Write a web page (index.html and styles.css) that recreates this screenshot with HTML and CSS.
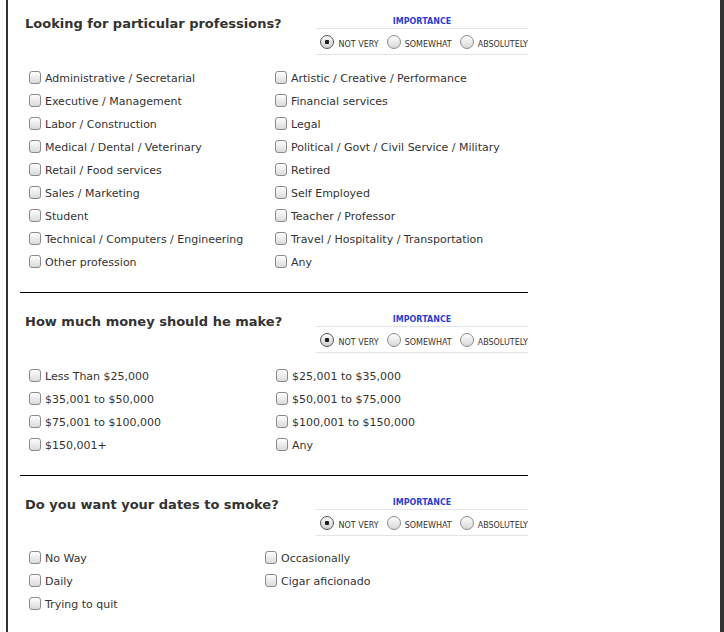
FILE: index.html
```html
<!DOCTYPE html>
<html lang="en">
  <head>
    <meta charset="UTF-8" />
    <title>Match Preferences</title>
    <link rel="stylesheet" href="styles.css">
  </head>
  <body>
    <div class="page">
      <div class="section">
        <div class="section-head">
          <h2>Looking for particular professions?</h2>
          <div class="importance">
            <div class="importance-label">IMPORTANCE</div>
            <div class="importance-options">
              <label><input type="radio" name="imp1" checked /><span>NOT VERY</span></label>
              <label><input type="radio" name="imp1" /><span>SOMEWHAT</span></label>
              <label><input type="radio" name="imp1" /><span>ABSOLUTELY</span></label>
            </div>
          </div>
        </div>
        <div class="choices choices-professions">
          <label><input type="checkbox" />Administrative / Secretarial</label>
          <label><input type="checkbox" />Artistic / Creative / Performance</label>
          <label><input type="checkbox" />Executive / Management</label>
          <label><input type="checkbox" />Financial services</label>
          <label><input type="checkbox" />Labor / Construction</label>
          <label><input type="checkbox" />Legal</label>
          <label><input type="checkbox" />Medical / Dental / Veterinary</label>
          <label><input type="checkbox" />Political / Govt / Civil Service / Military</label>
          <label><input type="checkbox" />Retail / Food services</label>
          <label><input type="checkbox" />Retired</label>
          <label><input type="checkbox" />Sales / Marketing</label>
          <label><input type="checkbox" />Self Employed</label>
          <label><input type="checkbox" />Student</label>
          <label><input type="checkbox" />Teacher / Professor</label>
          <label><input type="checkbox" />Technical / Computers / Engineering</label>
          <label><input type="checkbox" />Travel / Hospitality / Transportation</label>
          <label><input type="checkbox" />Other profession</label>
          <label><input type="checkbox" />Any</label>
        </div>
      </div>

      <div class="section">
        <div class="section-head">
          <h2>How much money should he make?</h2>
          <div class="importance">
            <div class="importance-label">IMPORTANCE</div>
            <div class="importance-options">
              <label><input type="radio" name="imp2" checked /><span>NOT VERY</span></label>
              <label><input type="radio" name="imp2" /><span>SOMEWHAT</span></label>
              <label><input type="radio" name="imp2" /><span>ABSOLUTELY</span></label>
            </div>
          </div>
        </div>
        <div class="choices choices-income">
          <label><input type="checkbox" />Less Than $25,000</label>
          <label><input type="checkbox" />$25,001 to $35,000</label>
          <label><input type="checkbox" />$35,001 to $50,000</label>
          <label><input type="checkbox" />$50,001 to $75,000</label>
          <label><input type="checkbox" />$75,001 to $100,000</label>
          <label><input type="checkbox" />$100,001 to $150,000</label>
          <label><input type="checkbox" />$150,001+</label>
          <label><input type="checkbox" />Any</label>
        </div>
      </div>

      <div class="section">
        <div class="section-head">
          <h2>Do you want your dates to smoke?</h2>
          <div class="importance">
            <div class="importance-label">IMPORTANCE</div>
            <div class="importance-options">
              <label><input type="radio" name="imp3" checked /><span>NOT VERY</span></label>
              <label><input type="radio" name="imp3" /><span>SOMEWHAT</span></label>
              <label><input type="radio" name="imp3" /><span>ABSOLUTELY</span></label>
            </div>
          </div>
        </div>
        <div class="choices choices-smoke">
          <label><input type="checkbox" />No Way</label>
          <label><input type="checkbox" />Occasionally</label>
          <label><input type="checkbox" />Daily</label>
          <label><input type="checkbox" />Cigar aficionado</label>
          <label><input type="checkbox" />Trying to quit</label>
        </div>
      </div>
    </div>
  </body>
</html>
```

FILE: styles.css
```css
* {
  margin: 0;
  padding: 0;
  box-sizing: border-box;
  font-family: "DejaVu Sans", Verdana, sans-serif;
}

body {
  background-color: white;
  color: #333;
}

.page {
  margin-left: 6px;
  width: 718px;
  min-height: 632px;
  border-left: 2px solid #333;
  border-right: 4px solid #333;
  padding-left: 12px;
}

.section {
  width: 508px;
  padding: 21px 0 18px;
  border-bottom: 1px solid #000;
}

.section:first-child {
  padding-top: 16px;
}

.section:last-child {
  border-bottom: none;
}

.section-head {
  display: flex;
  justify-content: space-between;
  align-items: flex-start;
}

h2 {
  padding-left: 5px;
  font-size: 13px;
  line-height: 16px;
  font-weight: bold;
  color: #333;
}

.importance {
  width: 212px;
}

.importance-label {
  text-align: center;
  font-size: 8px;
  line-height: 12px;
  font-weight: bold;
  color: #2a3fd0;
}

.importance-options {
  display: flex;
  justify-content: flex-end;
  align-items: flex-end;
  gap: 8px;
  height: 27px;
  padding-bottom: 5px;
  border-top: 1px solid #e4e4e4;
  border-bottom: 1px solid #e4e4e4;
}

.importance-options label {
  display: flex;
  align-items: flex-end;
  gap: 4px;
}

.importance-options span {
  font-size: 8px;
  line-height: 9px;
  color: #333;
}

input[type="radio"] {
  appearance: none;
  width: 14px;
  height: 14px;
  border: 1px solid #8c8c8c;
  border-radius: 50%;
  background: linear-gradient(#fdfdfd, #d8d8d8);
}

input[type="radio"]:checked {
  border-color: #555;
  background: radial-gradient(circle, #1c1c1c 0 2px, transparent 2.5px),
    linear-gradient(#fafafa, #cfcfcf);
}

.choices {
  display: grid;
  margin-top: 12px;
  padding-left: 9px;
}

.choices-professions {
  grid-template-columns: 246px auto;
}

.choices-income {
  grid-template-columns: 247px auto;
}

.choices-smoke {
  grid-template-columns: 236px auto;
  margin-top: 11px;
}

.choices label {
  display: flex;
  align-items: center;
  gap: 4px;
  height: 23px;
  font-size: 11px;
  color: #333;
}

input[type="checkbox"] {
  appearance: none;
  flex-shrink: 0;
  width: 12px;
  height: 13px;
  margin-top: -2px;
  border: 1px solid #8a8a8a;
  border-radius: 3px;
  background: linear-gradient(#fefefe, #dadada);
}
```
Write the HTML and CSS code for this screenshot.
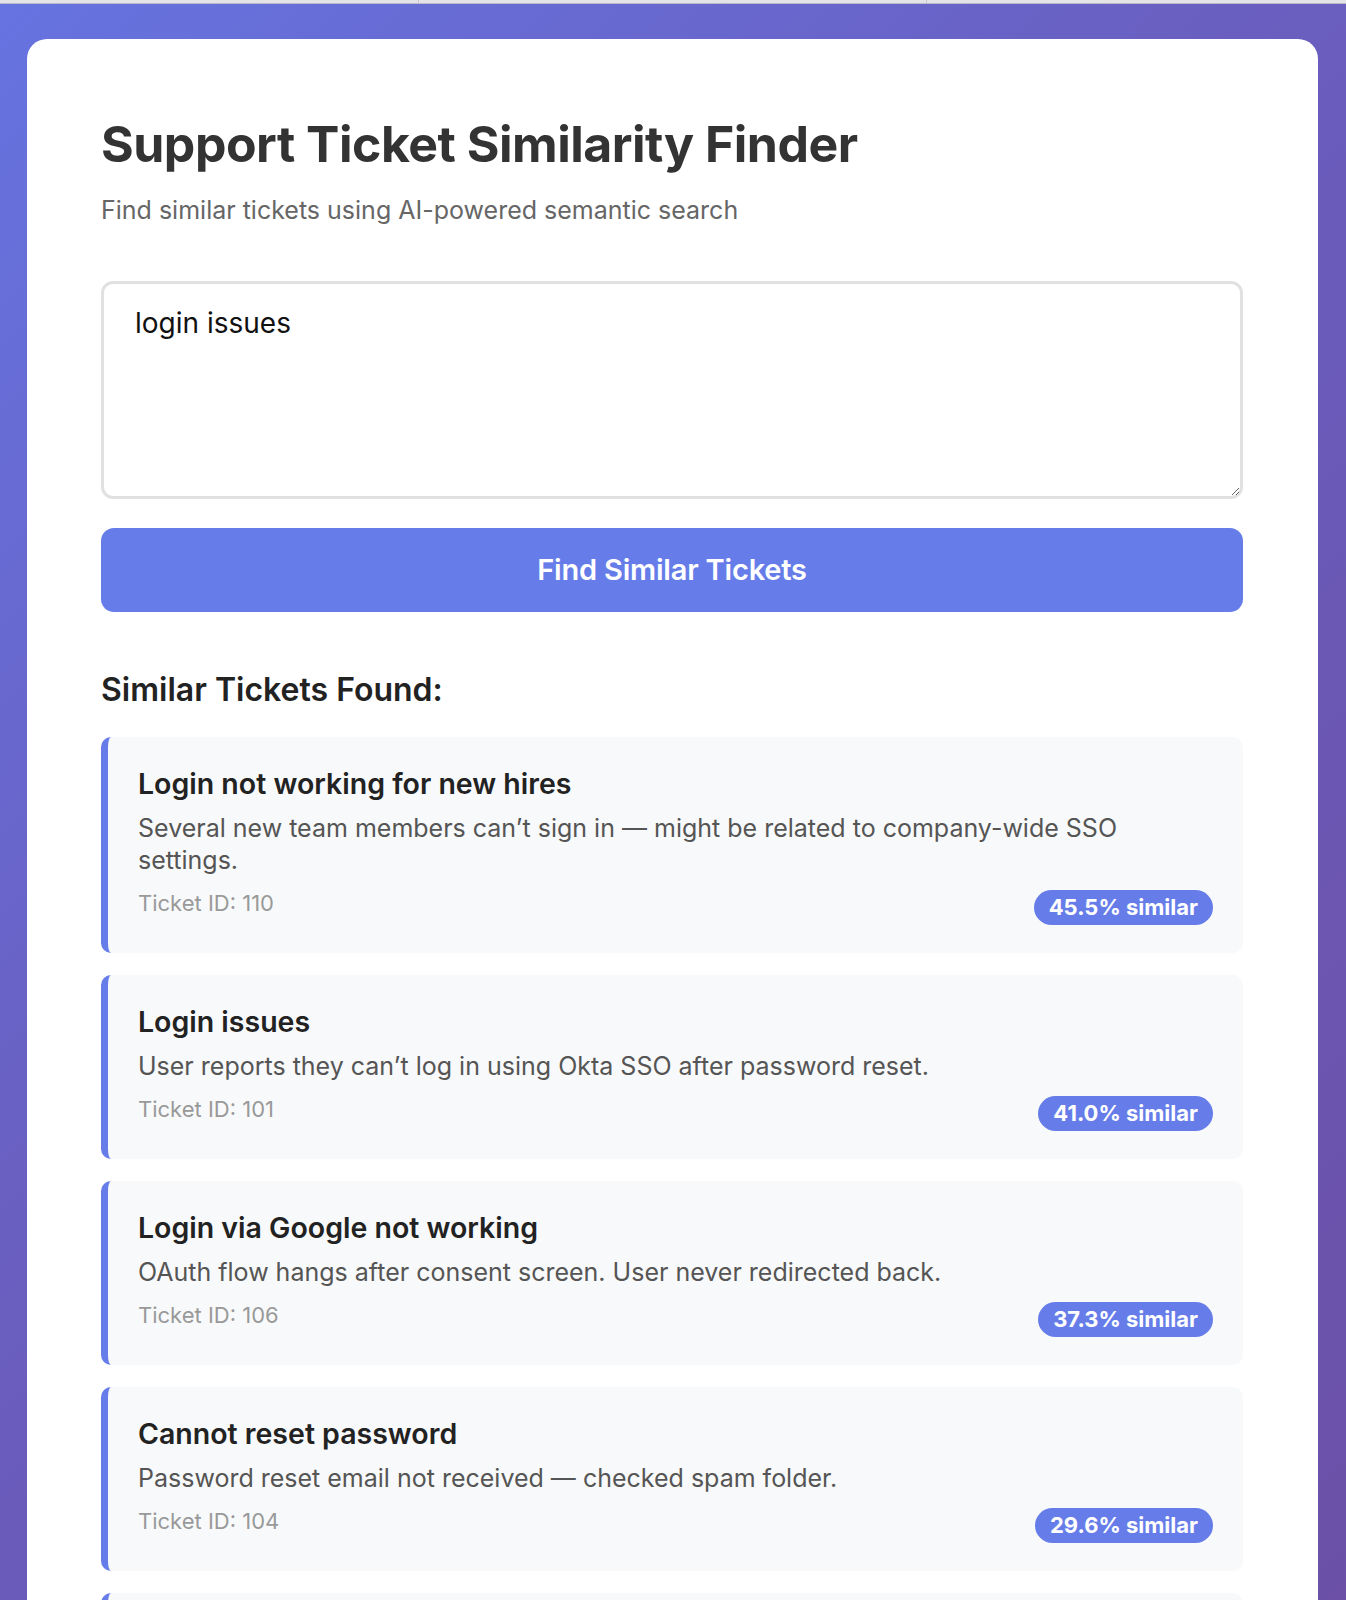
FILE: index.html
```html
<!DOCTYPE html>
<html lang="en">
<head>
<meta charset="utf-8">
<title>Support Ticket Similarity Finder</title>
<link rel="stylesheet" href="styles.css">
</head>
<body>
<div class="topbar"><span class="tab"></span><span class="tab mid"></span><span class="tab last"></span></div>
<main class="panel">
  <h1 class="title">Support Ticket Similarity Finder</h1>
  <p class="subtitle">Find similar tickets using AI-powered semantic search</p>
  <textarea class="query">login issues</textarea>
  <button class="search-btn" type="button">Find Similar Tickets</button>
  <h2 class="results-title">Similar Tickets Found:</h2>
  <div class="results">
    <article class="ticket">
      <h3 class="ticket-title">Login not working for new hires</h3>
      <p class="ticket-desc">Several new team members can’t sign in — might be related to company-wide SSO settings.</p>
      <div class="ticket-meta"><span class="ticket-id">Ticket ID: 110</span><span class="badge">45.5% similar</span></div>
    </article>
    <article class="ticket">
      <h3 class="ticket-title">Login issues</h3>
      <p class="ticket-desc">User reports they can’t log in using Okta SSO after password reset.</p>
      <div class="ticket-meta"><span class="ticket-id">Ticket ID: 101</span><span class="badge">41.0% similar</span></div>
    </article>
    <article class="ticket">
      <h3 class="ticket-title">Login via Google not working</h3>
      <p class="ticket-desc">OAuth flow hangs after consent screen. User never redirected back.</p>
      <div class="ticket-meta"><span class="ticket-id">Ticket ID: 106</span><span class="badge">37.3% similar</span></div>
    </article>
    <article class="ticket">
      <h3 class="ticket-title">Cannot reset password</h3>
      <p class="ticket-desc">Password reset email not received — checked spam folder.</p>
      <div class="ticket-meta"><span class="ticket-id">Ticket ID: 104</span><span class="badge">29.6% similar</span></div>
    </article>
    <article class="ticket">
      <h3 class="ticket-title">Account locked after failed attempts</h3>
      <p class="ticket-desc">User locked out after entering the wrong password several times.</p>
      <div class="ticket-meta"><span class="ticket-id">Ticket ID: 108</span><span class="badge">24.1% similar</span></div>
    </article>
  </div>
</main>
</body>
</html>
```

FILE: styles.css
```css
* {
  box-sizing: border-box;
}

html {
  background: linear-gradient(135deg, #6673e0 0%, #6a5cbc 45%, #6c4ea4 100%);
  min-height: 100%;
}

body {
  margin: 0;
  font-family: Inter, "Noto Sans", "Liberation Sans", sans-serif;
  color: #333;
}

.topbar {
  height: 4px;
  background: #e4e4e8;
  border-bottom: 1px solid #b9b9c9;
  display: flex;
}

.tab {
  width: 490px;
  border-right: 1px solid #c8c8d0;
}

.tab.mid {
  width: 594px;
}

.tab.last {
  border-right: none;
}

.panel {
  margin: 35px 28px 0 27px;
  background: #fff;
  border-radius: 20px;
  padding: 75px 75px 74px 74px;
}

.title {
  margin: 0;
  font-size: 50px;
  font-weight: 700;
  line-height: 1.21;
  letter-spacing: -0.5px;
  color: #333;
}

.subtitle {
  margin: 20px 0 0;
  font-size: 25px;
  line-height: 1.21;
  color: #666;
}

.query {
  display: block;
  width: 100%;
  height: 218px;
  margin-top: 56px;
  padding: 23px 31px;
  border: 3px solid #e1e1e1;
  border-radius: 12px;
  font-family: Inter, "Noto Sans", sans-serif;
  font-size: 28px;
  line-height: 1.21;
  color: #111;
  background: #fff;
  resize: vertical;
}

.search-btn {
  display: block;
  width: 100%;
  height: 84px;
  margin-top: 29px;
  border: none;
  border-radius: 13px;
  background: #667de9;
  color: #fff;
  font-family: Inter, "Noto Sans", sans-serif;
  font-size: 29px;
  font-weight: 600;
  letter-spacing: -0.2px;
}

.results-title {
  margin: 59px 0 0;
  font-size: 32px;
  font-weight: 600;
  line-height: 1.21;
  color: #222;
}

.results {
  margin-top: 28px;
  display: flex;
  flex-direction: column;
  gap: 22px;
}

.ticket {
  background: #f8f9fa;
  border-left: 7px solid #667de9;
  border-radius: 10px;
  padding: 29px 30px 28px 30px;
}

.ticket-title {
  margin: 0;
  font-size: 28.5px;
  font-weight: 600;
  line-height: 35px;
  color: #222;
}

.ticket-desc {
  margin: 11px 0 0;
  font-size: 25px;
  line-height: 32px;
  color: #555;
}

.ticket-meta {
  margin-top: 14px;
  display: flex;
  justify-content: space-between;
  align-items: flex-start;
}

.ticket-id {
  font-size: 22px;
  line-height: 27px;
  color: #999;
}

.badge {
  background: #667de9;
  color: #fff;
  font-size: 22px;
  font-weight: 700;
  line-height: 35px;
  height: 35px;
  padding: 0 15px;
  border-radius: 18px;
}
```
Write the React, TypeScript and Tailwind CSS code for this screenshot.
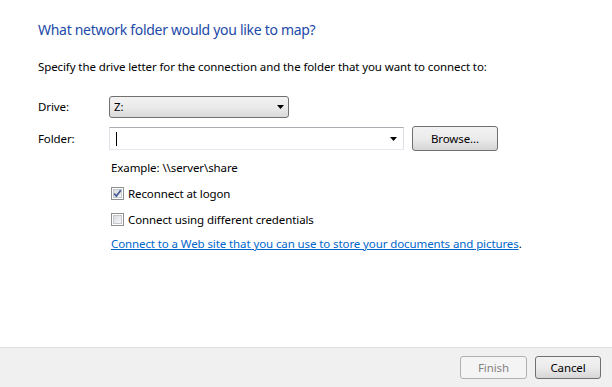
const font = { fontFamily: '"Segoe UI", "Noto Sans", "Open Sans", sans-serif' };

function Arrow() {
  return (
    <svg width="7" height="4" viewBox="0 0 7 4" className="shrink-0">
      <path d="M0 0h7L3.5 4z" fill="#000" />
    </svg>
  );
}

function CheckBox({ checked }: { checked?: boolean }) {
  return (
    <span className="relative flex h-[13px] w-[13px] shrink-0 items-center justify-center border border-[#8e8f8f] bg-white">
      <span className="h-[9px] w-[9px] border border-[#c4c7cc] bg-gradient-to-br from-[#d8dbe0] to-[#f7f7f7]" />
      {checked && (
        <svg
          width="9"
          height="9"
          viewBox="0 0 9 9"
          className="absolute left-[1px] top-[1px]"
        >
          <path
            d="M1.2 4.6 3.4 7 7.8 1.2"
            fill="none"
            stroke="#4a5f97"
            strokeWidth="1.8"
          />
        </svg>
      )}
    </span>
  );
}

function Button({
  label,
  disabled,
  className = '',
}: {
  label: string;
  disabled?: boolean;
  className?: string;
}) {
  return (
    <button
      disabled={disabled}
      className={`flex h-[23px] items-center justify-center rounded-[3px] border ${
        disabled
          ? 'border-[#adb2b5] bg-[#f4f4f4] text-[#838383]'
          : 'border-[#707070] bg-gradient-to-b from-[#f2f2f2] via-[#ebebeb] to-[#d6d6d6] text-black'
      } ${className}`}
    >
      {label}
    </button>
  );
}

export default function App() {
  return (
    <div
      className="flex h-[387px] w-[612px] flex-col bg-white text-[11.5px] leading-[16px] tracking-[-0.1px] text-black"
      style={font}
    >
      <div className="flex flex-1 flex-col pl-[38px] pt-[20px]">
        <h1 className="text-[14px] leading-[20px] tracking-[-0.3px] text-[#1c4aa8]">
          What network folder would you like to map?
        </h1>
        <p className="mt-[19px]">
          Specify the drive letter for the connection and the folder that you
          want to connect to:
        </p>

        <div className="mt-[21px] flex h-[22px] items-center">
          <span className="w-[71px]">Drive:</span>
          <div className="flex h-[22px] w-[180px] items-center justify-between rounded-[3px] border border-[#707070] bg-gradient-to-b from-[#f2f2f2] via-[#ebebeb] to-[#d9d9d9] pl-[4px] pr-[4px]">
            <span>Z:</span>
            <Arrow />
          </div>
        </div>

        <div className="mt-[8px] flex h-[25px] items-center">
          <span className="w-[71px]">Folder:</span>
          <div className="flex h-[23px] w-[295px] items-center justify-between border border-[#abadb3] border-b-[#e3e9ef] border-l-[#e2e3ea] border-r-[#dbdfe6] bg-white pl-[6px] pr-[6px]">
            <span className="h-[14px] w-px bg-black" />
            <Arrow />
          </div>
          <Button label="Browse..." className="ml-[8px] h-[25px] w-[86px]" />
        </div>

        <div className="ml-[73px] mt-[9px] flex flex-col">
          <span>Example: \\server\share</span>
          <label className="mt-[9px] flex h-[17px] items-center gap-[4px]">
            <CheckBox checked />
            <span>Reconnect at logon</span>
          </label>
          <label className="mt-[9px] flex h-[17px] items-center gap-[4px]">
            <CheckBox />
            <span>Connect using different credentials</span>
          </label>
          <p className="mt-[8px]">
            <a className="text-[#0066cc] underline">
              Connect to a Web site that you can use to store your documents
              and pictures
            </a>
            .
          </p>
        </div>
      </div>

      <div className="flex h-[40px] items-center justify-end gap-[8px] border-t border-[#dfdfdf] bg-[#f0f0f0] pr-[11px]">
        <Button label="Finish" disabled className="w-[67px]" />
        <Button label="Cancel" className="w-[66px]" />
      </div>
    </div>
  );
}
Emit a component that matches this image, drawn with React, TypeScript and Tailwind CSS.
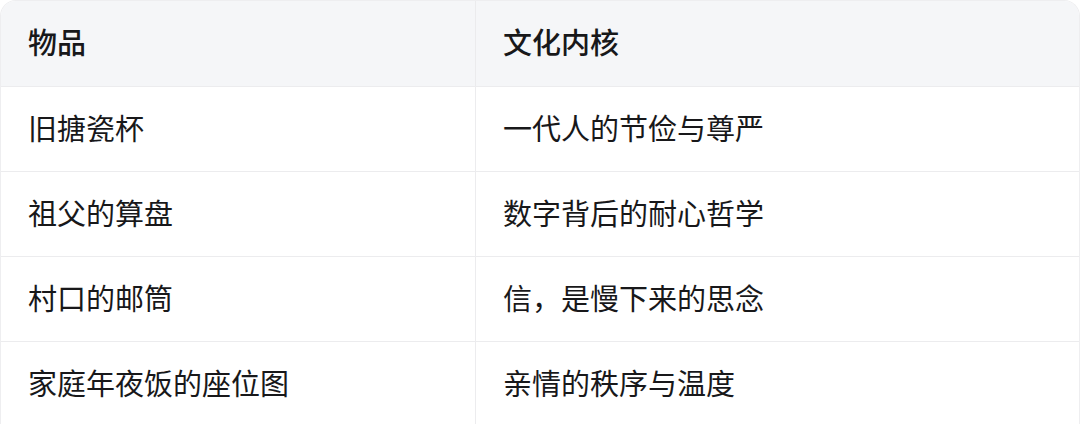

Instruction –
Return, from the data, each line that has the word "React" in it.

Written answer –
Write the React, TypeScript and Tailwind CSS code for this screenshot.
Emit a component that matches this image, drawn with React, TypeScript and Tailwind CSS.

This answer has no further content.